The Cincinnati Bengals’ postseason success isn’t what makes him a great coach. The postseason is a fickle mistress that loves to create upsets and cursed fanbases. Anybody can win on any given day and some coaches just happen to be a little less lucky than others. What’s made Taylor great is his ability to prepare for his opponents and adjust accordingly. Is he perfect? No. His play-calling style may be a little too conservative, and he’s made some questionable decisions at times, but who hasn’t? Sure, his team’s record was atrocious without Burrow, but so was every head coach in history who was forced to run an offense with subpar quarterback play.
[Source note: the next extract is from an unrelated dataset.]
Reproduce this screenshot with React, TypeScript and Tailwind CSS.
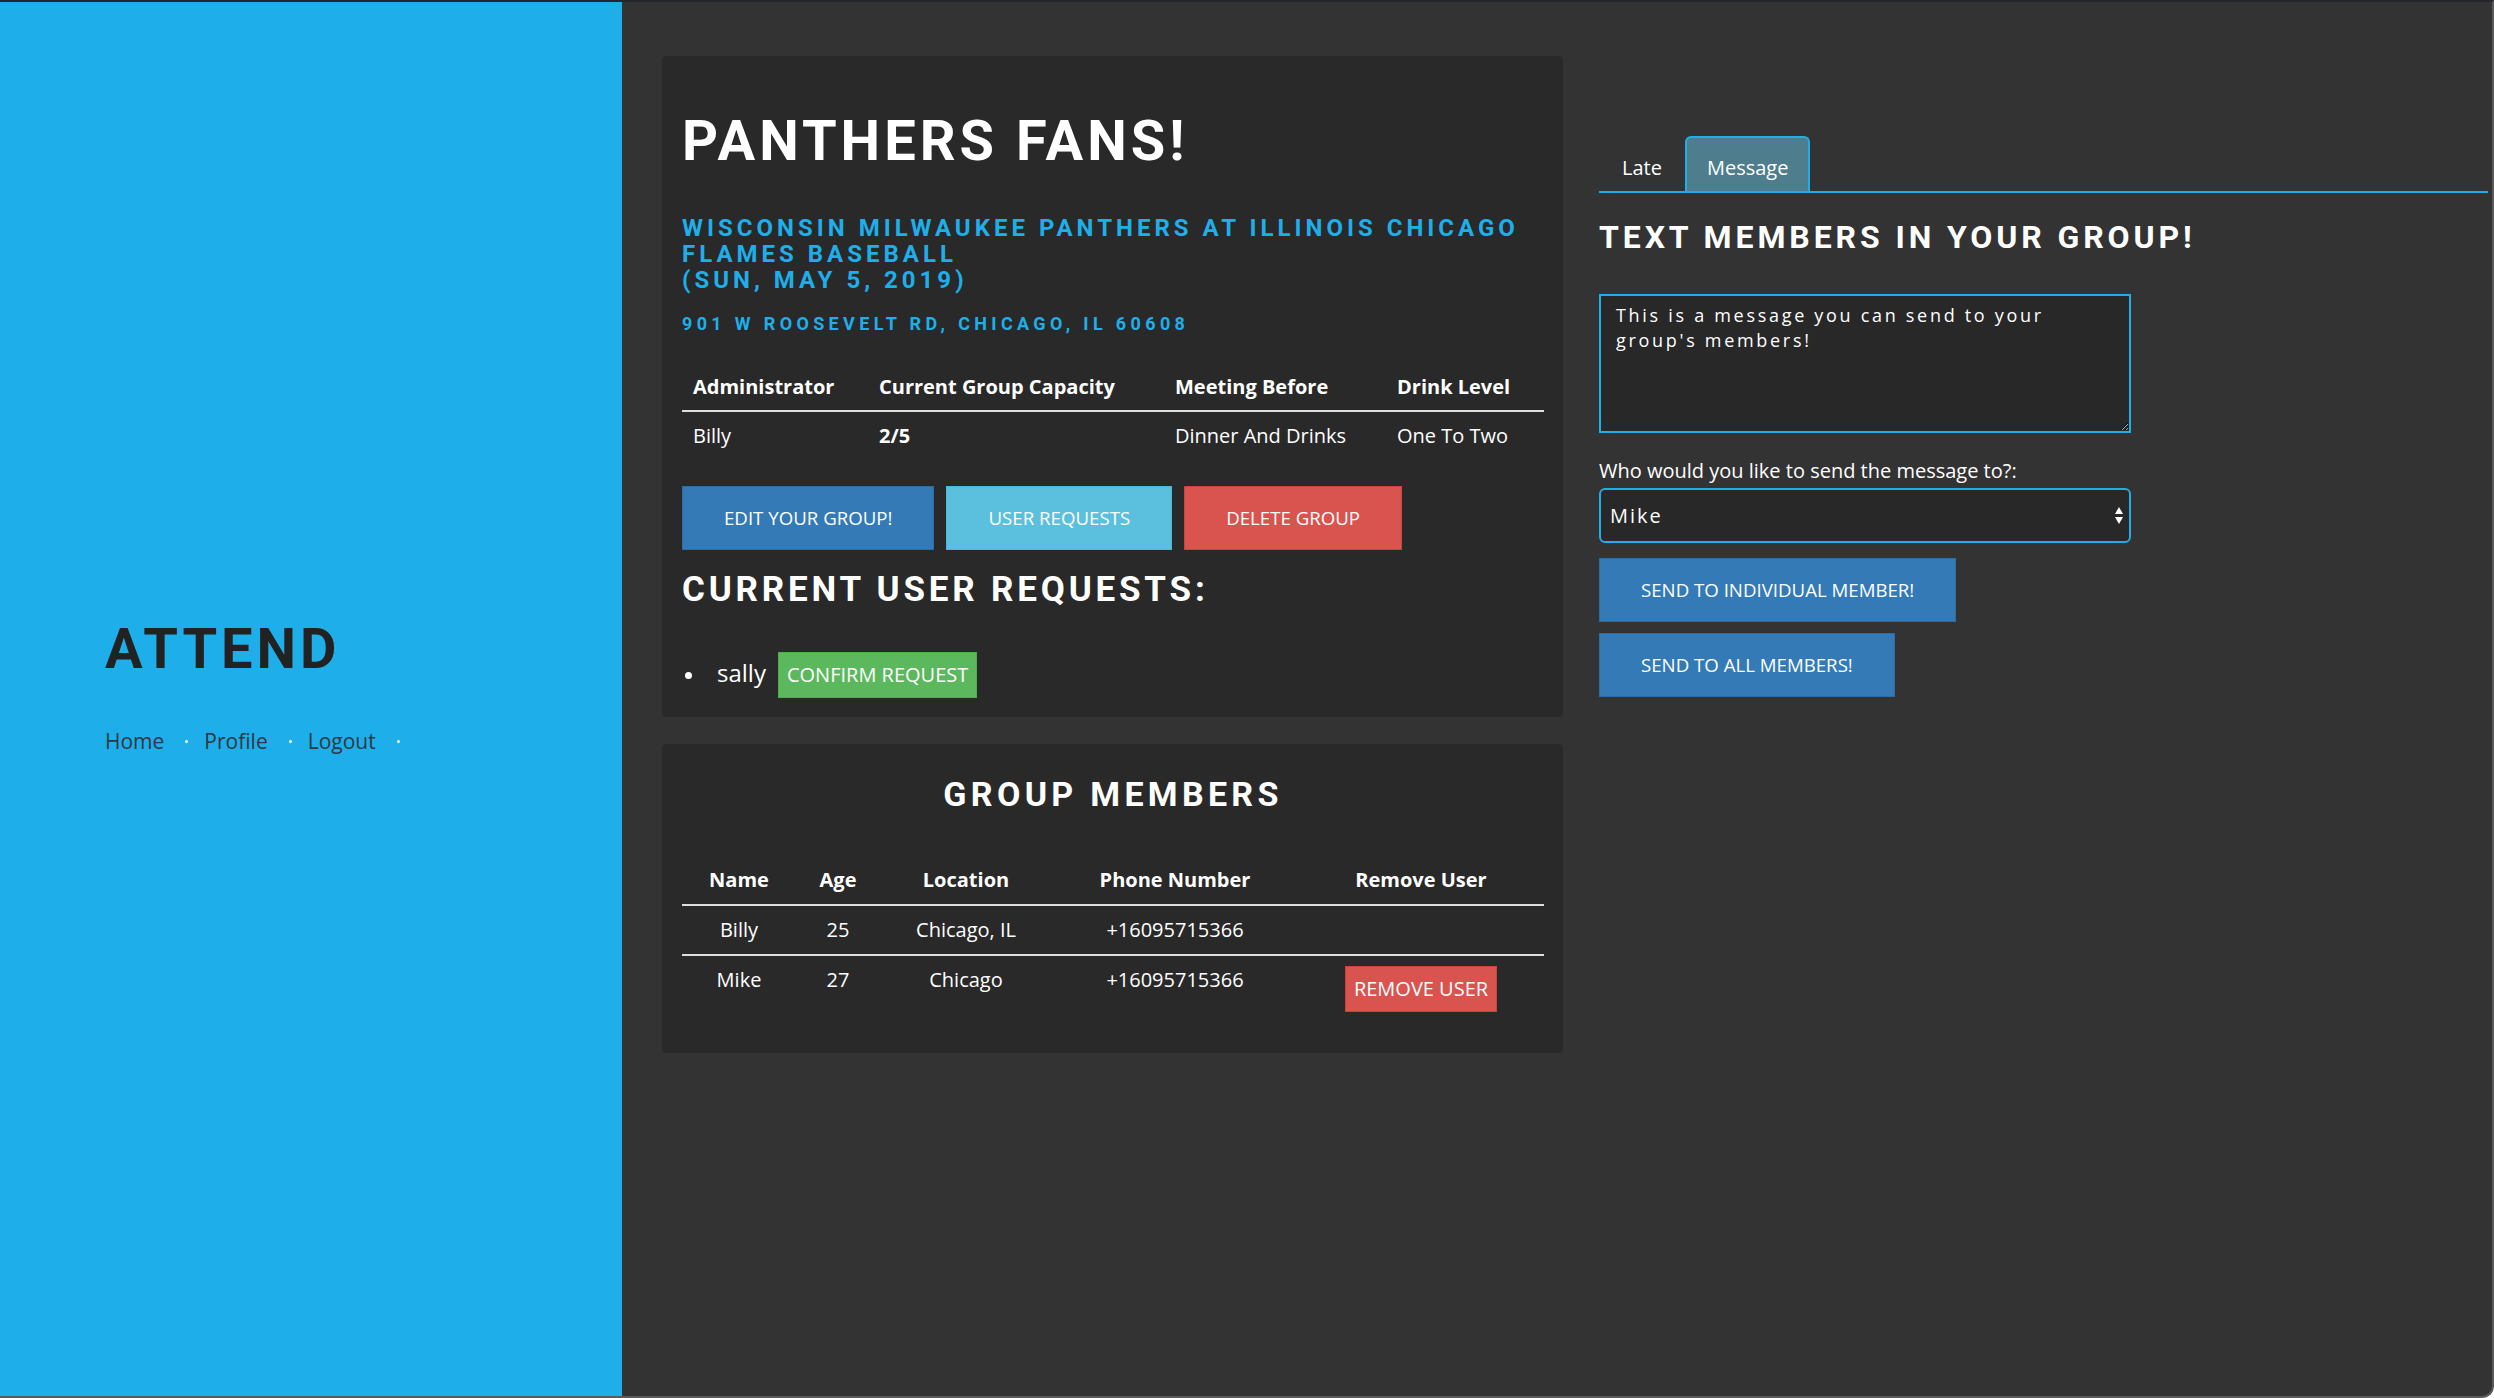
import React from "react";

const head = "font-['Roboto',sans-serif] font-bold uppercase";
const body = "font-['Open_Sans',sans-serif]";

function Btn({ children, color }: { children: React.ReactNode; color: string }) {
  return (
    <button
      className={`${body} ${color} border text-[18.67px] leading-[28px] text-white uppercase px-[41px] py-[17px] rounded-none`}
    >
      {children}
    </button>
  );
}

export default function App() {
  return (
    <div className="flex h-[1398px] w-[2494px] overflow-hidden border-t-2 border-r-2 border-b-2 border-t-[#23272b] border-r-[#5a5a5a] border-b-[#5a5a5a] rounded-br-[12px] bg-[#333333]">
      {/* Sidebar */}
      <aside className="w-[622px] shrink-0 bg-[#1EAFEA] pl-[105px] pt-[619px]">
        <h1 className={`${head} text-[56px] leading-none tracking-[4px] text-[#222222]`}>Attend</h1>
        <nav className={`${body} mt-[50px] flex items-center text-[21px] leading-[28px] text-[#2c3944]`}>
          {["Home", "Profile", "Logout"].map((t) => (
            <span key={t} className="flex items-center">
              <span>{t}</span>
              <span className="ml-[21px] mr-[16px] h-[3px] w-[3px] rounded-full bg-white" />
            </span>
          ))}
        </nav>
      </aside>

      {/* Main */}
      <main className="flex flex-1 gap-[36px] pl-[40px] pr-[4px] pt-[54px]">
        {/* Left column */}
        <div className="flex w-[901px] shrink-0 flex-col">
          {/* Card 1 */}
          <section className="rounded-[4px] bg-[#292929] pl-[20px] pr-[19px] pt-[57px] pb-[19px] text-white">
            <h1 className={`${head} text-[56px] leading-none tracking-[4px] text-white`}>Panthers Fans!</h1>
            <h3 className={`${head} mt-[46px] text-[24px] leading-[26px] tracking-[4px] text-[#1EAFEA] whitespace-nowrap`}>
              <span className="block">Wisconsin Milwaukee Panthers at Illinois Chicago</span>
              <span className="block">Flames Baseball</span>
              <span className="block">(Sun, May 5, 2019)</span>
            </h3>
            <h4 className={`${head} mt-[22px] text-[18px] leading-none tracking-[4.35px] text-[#1EAFEA] whitespace-nowrap`}>
              901 W Roosevelt Rd, Chicago, IL 60608
            </h4>
            <table className={`${body} mt-[28px] w-[862px] table-fixed border-collapse text-[20px] leading-[28px]`}>
              <colgroup>
                <col className="w-[186px]" />
                <col className="w-[296px]" />
                <col className="w-[222px]" />
                <col className="w-[158px]" />
              </colgroup>
              <thead>
                <tr className="border-b-2 border-[#dddddd]">
                  <th className="pl-[11px] pt-[12px] pb-[9px] text-left font-bold">Administrator</th>
                  <th className="pl-[11px] pt-[12px] pb-[9px] text-left font-bold">Current Group Capacity</th>
                  <th className="pl-[11px] pt-[12px] pb-[9px] text-left font-bold">Meeting Before</th>
                  <th className="pl-[11px] pt-[12px] pb-[9px] text-left font-bold">Drink Level</th>
                </tr>
              </thead>
              <tbody>
                <tr>
                  <td className="pl-[11px] pt-[10px] pb-[9px]">Billy</td>
                  <td className="pl-[11px] pt-[10px] pb-[9px] font-bold">2/5</td>
                  <td className="pl-[11px] pt-[10px] pb-[9px]">Dinner And Drinks</td>
                  <td className="pl-[11px] pt-[10px] pb-[9px]">One To Two</td>
                </tr>
              </tbody>
            </table>
            <div className="mt-[27px] flex gap-[12px]">
              <Btn color="bg-[#337ab7] border-[#2e6da4]">Edit Your Group!</Btn>
              <Btn color="bg-[#5bc0de] border-[#46b8da]">User Requests</Btn>
              <Btn color="bg-[#d9534f] border-[#d43f3a]">Delete Group</Btn>
            </div>
            <h2 className={`${head} mt-[22px] text-[35px] leading-none tracking-[3.8px] text-white`}>Current User Requests:</h2>
            <ul className="mt-[45px]">
              <li className="flex items-center">
                <span className="ml-[3px] mr-[25px] h-[7px] w-[7px] rounded-full bg-white" />
                <span className="flex items-baseline">
                  <span className={`${body} text-[24px] leading-[28px] text-white`}>sally</span>
                  <button className={`${body} ml-[12px] border border-[#4cae4c] bg-[#5cb85c] px-[8px] py-[8px] text-[20px] leading-[28px] text-white uppercase`}>
                    Confirm Request
                  </button>
                </span>
              </li>
            </ul>
          </section>

          {/* Card 2 */}
          <section className="mt-[27px] rounded-[4px] bg-[#292929] pl-[20px] pr-[19px] pt-[33px] pb-[30px] text-white">
            <h2 className={`${head} text-center text-[34px] leading-none tracking-[4.3px] text-white`}>Group Members</h2>
            <table className={`${body} mt-[44px] w-[862px] table-fixed border-collapse text-center text-[20px] leading-[28px]`}>
              <colgroup>
                <col className="w-[114px]" />
                <col className="w-[84px]" />
                <col className="w-[172px]" />
                <col className="w-[246px]" />
                <col className="w-[246px]" />
              </colgroup>
              <thead>
                <tr className="border-b-2 border-[#dddddd]">
                  <th className="pt-[11px] pb-[10px] font-bold">Name</th>
                  <th className="pt-[11px] pb-[10px] font-bold">Age</th>
                  <th className="pt-[11px] pb-[10px] font-bold">Location</th>
                  <th className="pt-[11px] pb-[10px] font-bold">Phone Number</th>
                  <th className="pt-[11px] pb-[10px] font-bold">Remove User</th>
                </tr>
              </thead>
              <tbody>
                <tr className="border-b-2 border-[#dddddd]">
                  <td className="pt-[10px] pb-[10px] align-top">Billy</td>
                  <td className="pt-[10px] pb-[10px] align-top">25</td>
                  <td className="pt-[10px] pb-[10px] align-top">Chicago, IL</td>
                  <td className="pt-[10px] pb-[10px] align-top">+16095715366</td>
                  <td className="pt-[10px] pb-[10px] align-top"></td>
                </tr>
                <tr>
                  <td className="pt-[10px] pb-[11px] align-top">Mike</td>
                  <td className="pt-[10px] pb-[11px] align-top">27</td>
                  <td className="pt-[10px] pb-[11px] align-top">Chicago</td>
                  <td className="pt-[10px] pb-[11px] align-top">+16095715366</td>
                  <td className="pt-[10px] pb-[11px] align-top">
                    <button className={`${body} border border-[#d43f3a] bg-[#d9534f] px-[8px] py-[8px] text-[20px] leading-[28px] text-white uppercase`}>
                      Remove User
                    </button>
                  </td>
                </tr>
              </tbody>
            </table>
          </section>
        </div>

        {/* Right column */}
        <div className="flex-1 pt-[80px] text-white">
          <div className={`${body} flex border-b-2 border-[#1EAFEA] text-[20px] leading-[28px]`}>
            <div className="border-2 border-b-0 border-transparent px-[21px] pt-[16px] pb-[9px]">Late</div>
            <div className="rounded-t-[6px] border-2 border-b-0 border-[#1EAFEA] bg-[#4e7d8d] px-[20px] pt-[16px] pb-[9px]">Message</div>
          </div>
          <h2 className={`${head} mt-[28px] text-[32px] leading-none tracking-[3.9px] text-white`}>Text Members In Your Group!</h2>
          <textarea
            className={`${body} mt-[41px] block h-[139px] w-[532px] border-2 border-[#1EAFEA] bg-[#282828] px-[15px] pt-[7px] text-[18px] leading-[25px] tracking-[2.7px] text-white outline-none`}
            defaultValue={"This is a message you can send to your group's members!"}
          />
          <label className={`${body} mt-[24px] block text-[20px] leading-[28px] text-white`}>
            Who would you like to send the message to?:
          </label>
          <div className="relative mt-[3px] w-[532px]">
            <select
              className={`${body} block h-[55px] w-[532px] appearance-none rounded-[6px] border-2 border-[#1EAFEA] bg-[#282828] pl-[9px] text-[20px] tracking-[2px] text-white outline-none`}
              defaultValue="Mike"
            >
              <option>Mike</option>
              <option>Billy</option>
            </select>
            <svg className="pointer-events-none absolute right-[8px] top-[19px]" width="8" height="17" viewBox="0 0 8 17">
              <path d="M4 0 L8 7 L0 7 Z" fill="#ffffff" />
              <path d="M0 10 L8 10 L4 17 Z" fill="#ffffff" />
            </svg>
          </div>
          <div className="mt-[15px] flex flex-col items-start gap-[11px]">
            <Btn color="bg-[#337ab7] border-[#2e6da4]">Send To Individual Member!</Btn>
            <Btn color="bg-[#337ab7] border-[#2e6da4]">Send To All Members!</Btn>
          </div>
        </div>
      </main>
    </div>
  );
}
It wasn’t until Patrick Mahomes came along that Andy Reid got over the hump and won a Super Bowl. Why is Reid immune from those same criticisms?
I came into this article fully prepared to burst Taylor’s bubble and give all the credit to the players, but what I found was a head coach who has improved his record every year he’s been at the helm and routinely prepares better for games than his opposition. He’s a good leader, no two ways about it.